Sometimes when I am cutting really tall or moist grass I actually hold up the exhaust guard, not safe I know but other wise it plugs up right away.
 
   / Are the new riders any better? #4  
Does the deck vibrate, are your bearings in good shape in spindles? Reach underneath (engine off, key in pocket) and shake blades to see if they wobble. What about damage to pulleys (are they bent or broken)? Seems like it should be an easy enough fix if you can locate problem, lot cheaper than new mower. How big is your yard/area that your mowing? I have heard that the ZTR's are a lot faster than a traditional unit. See if you can go test drive new unit, that may let you know your next step.
 
   / Are the new riders any better?
  • Thread Starter
#5  
Well I increased the throw of the tensioner and tightened up the spring. And the belt stays on fine now. But... now I lost a spindle, I had welded the spindle nut onto the pulley because I am cheap You know the pully teeth and spindle were stripped. It did loosen up and dropped the spindle out. So I will get new stuff on order. All the bearings are tight.

I have half an acre of grass. It does seem like I spend 1/3 of my time making turns or doing that last little area, I could see how a Zero turn could work alot faster. Zero turns turn just like Dads old swather I used to drive right?
 
   / Are the new riders any better? #6  
Big turns are where the time is lost with a tractor. My cut times were more than halved when I started cutting with my yard with a zero turn. A zero turn's drive wheels can be contolled independently, so for example the left can roll forward, and the right can reverse, pivoting the machine around on its own axis more or less. I can cut a level acre in a little over a half hour with my unit. Used to take a whole lot longer. I haven't tried the low end zeros like Sears is selling so I can't comment on them. Once you get your mower squared away, maybe it won't be so bad. I can't stand having to stop cutting to repair a mower. You could also look at Hydro walk behinds with a sulky. For smaller lots, like under 2 or 3 acres, it would be nice.
 
   / Are the new riders any better? #7  
Cobra 65:

I had about 2/3 of an acre (in three separate areas) of lawn installed a year ago. I've been cutting it with a 48" Toro using a mulch plug and mulching blades.

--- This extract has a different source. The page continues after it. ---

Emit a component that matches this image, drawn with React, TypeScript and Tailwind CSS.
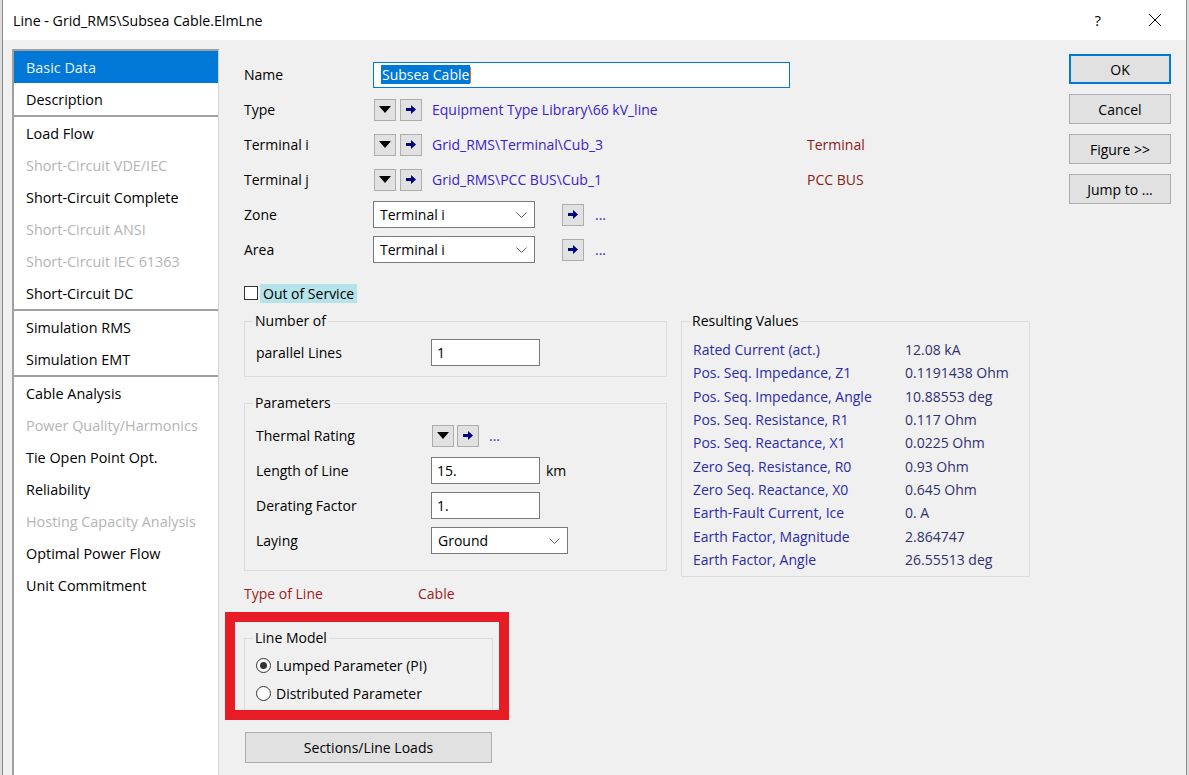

About 6 months ago I inherited a 21" self propelled Scott's bagger walk behind. I now use the Scott's to make a single pass around the perimiter, around a sign pole and sometimes around three trees. I get done faster, have a neater job because the Toro isn't blowing clippings on the stree and driveway and save fuel overall. I don't have to mow around the edges on the Toro at crawl speed and don't do a lot of tight circles or backing up. We did design in as any gentle curves and as few square turns as possible in the lawn design to make mowing easier.
 
   / Are the new riders any better? #8  
I think for a 1/2 acre you could look at commercial belt driven walk behinds. You could get a nice unit for around 2k and have your yard cut in about 15 or 20 minutes easy if you don't have too many obstacles. A lot of home owner's have gone to these because of the quality and value.
 
   / Are the new riders any better? #9  
I have a JD LX255 that I bought about 7 years ago. I mow about 1/2 acre of lawn with it and also use it to cut along my driveway and by part of my road. I've used it in my pasture a few times as well. Basically, I thrash it. I am still on my original PTO / deck belt and the thing has never come off on me. I have mowed some pretty tall and thick grass with it and it is possible to clog the discharge chute, but it doesn't stay clogged (well, I have done it but it was definately my own fault). That has been one tough little hombre, so I know that there are lawn tractors that will do what you are looking for.

Don't know much about low end ZTRs.
 
   / Are the new riders any better? #10  
65cobra said:
Sometimes when I am cutting really tall or moist grass I actually hold up the exhaust guard, not safe I know but other wise it plugs up right away.
With that shute in the down position & mowing tall or wet crass you are going to get a mess & it will plug up. If the deck has that cut out on the top (I really hate that design, as it is an accident waiting to happen.) you can use a rope to pull up on the shute just a little to let some of the grass come out better. Another problem with that style of deck was the design of the deck itself. It is shaped with the middle section smaller than the outer sections & the cut grass from the left side has to travel thru that middle section---cut anything other than medium height,dry grass & you have problems.